Friday, August 15, 2014

What's on Page 12?

Someone will believe you.
Writing isn't something you just do for fun. You do it because you love the act of creation. The act of making something exist that previously didn't. Of making someone else feel because of something you made. If you sit down every day and write, whether your work sits on your hard drive or the bestseller list on Amazon, you're a writer.

But no one's good at it on the first try. That's why not everyone is a writer. They try it, think they've written something not too shabby, pass it around, and receive a generally lukewarm reception. "I guess I'm not a writer," they say, and continue on with their lives, not-writing. It's like sitting at a piano for the first time and expecting to be Mozart or Marvin Hamlisch. But Mozart and Hamlisch sat down at the piano every day for years and very likely sucked the first time they did it. Maybe even the second time. Maybe even the first dozen times. And beyond that. But we don't hear about those early days. We hear their music as it sounded at the peak of their form.

That can be you. Of course it can. But you need to realize that most of your writing will suck. With courage, you'll realize that if you do it every day, each day it will suck just a bit less. But it's painfully incremental. It takes a patience on the order of years, which again is why so many people spend their lives not-writing. "A thankless, no-paying job that I park myself down to do day after day, year after year? No thanks." As writers, we can understand that. Not everyone is cut out for the job, just as not everyone is cut out to be an astronaut. But being an astronaut is really cool. So is being a writer. If not more so. After all, more people read books or watch films than watch astronauts.

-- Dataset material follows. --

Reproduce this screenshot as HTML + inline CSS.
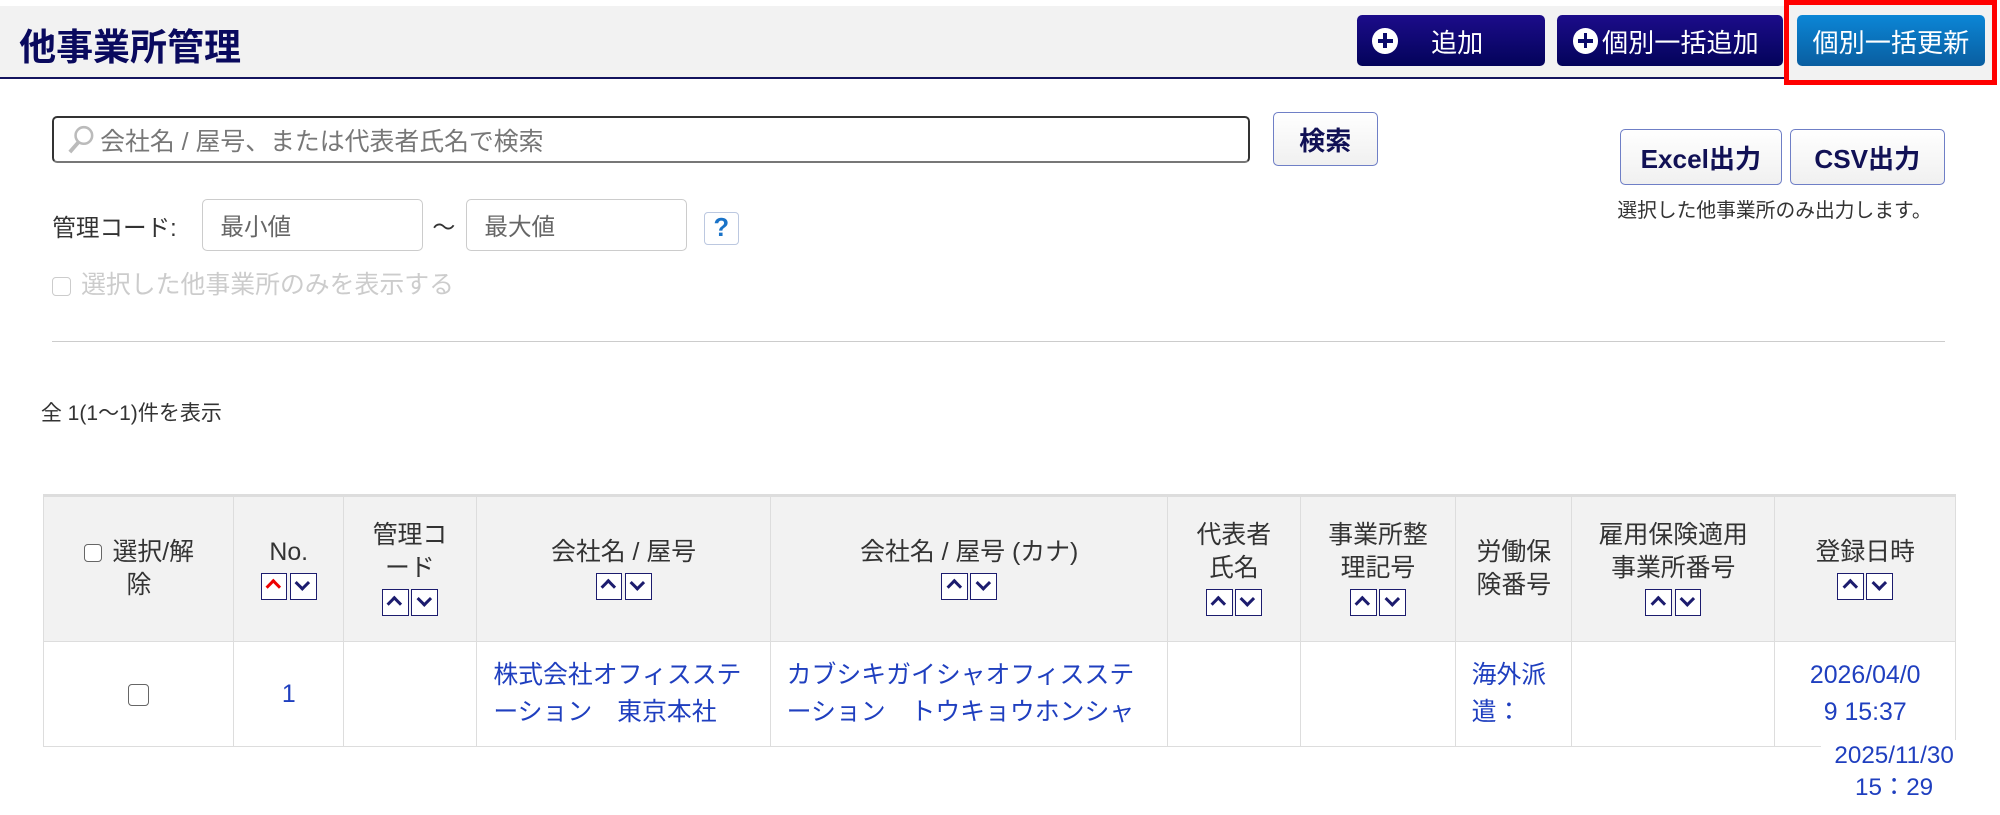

UCLA's Hal Ackerman says, "The reason most of us write is corny, it's sentimental, it's tragically unhip, but it's the truth. We do it because it's what we want to do."


David Koepp, screenwriter of Jurassic Park, Mission: Impossible, and Spider-Man, has mentioned that he's successful because he can tolerate 17 drafts. Often, a writer presents me with a first draft script, I mark it up considerably, pass it back to them, and they scratch their head, thinking that what they had given me was the next Writers Guild award-winner. The issue is that they presented me with a first draft script. Or even a second draft. Or a 10th. Or even a shooting script.

Point being: writers have a lot of obstacles to overcome. I'd posit that nearly half (if not more) of those obstacles exist solely in the mind of the writer. You have to accept that your work won't be very good on the first try, just as your first time playing Beethoven's Für Elise won't be up to Beethoven's standards. But do yourself a favor and do more than accept it: expect it. If you expect magnificent writing to flow from you the first time you put pen to paper, you're setting yourself up for an impossible standard. But if you expect that you'll have more work to do after the first, second, and third drafts, then that's a large part of what separates the professionals from the amateurs. The writers from the not-writers. The fruits of any creative labor can almost certainly be made even better. That applies to writers, painters, sculptors, musicians, and anyone working in the arts.

There's an apocryphal story about an older gentleman strolling into an art gallery, setting up a stool in front of a displayed artwork, and painting over a part of the canvas with his own addition. Horrified, a security guard barreled over and the painter revealed that the work on the original canvas was his own. He was merely "fixing" his own painting to his own specifications.

When I was stuck on page 11 of my 2010 science fiction comedy short, Timothy Feathergrass, I sought the advice of local screenwriter (and scribe of Groundhog Day) Danny Rubin. "All of my ideas suck," I told him, "It's all too complicated and I'm bogged in the minutiae. I'm stuck on page 11."

He asked, "What's on page 12?"

"Nothing. I'm stuck, remember?"

He said, "Any writing is better than nothing. Just plow forward. Even if you think your idea is terrible. You can always turn a bad idea into a better one. But if your page 12 is blank, then what are you going to do with it?"

Sage wisdom. I indeed plowed ahead. Page 12 indeed sucked. But with time and effort and rewrites and coffee, it turned from a chunk of marble into something resembling a sculpture.

In your own writing, don't mistake the chunk of marble for the statue. Take your time. Take the effort. Rewrite, rewrite, rewrite. You're a writer, after all. That's your job, isn't it?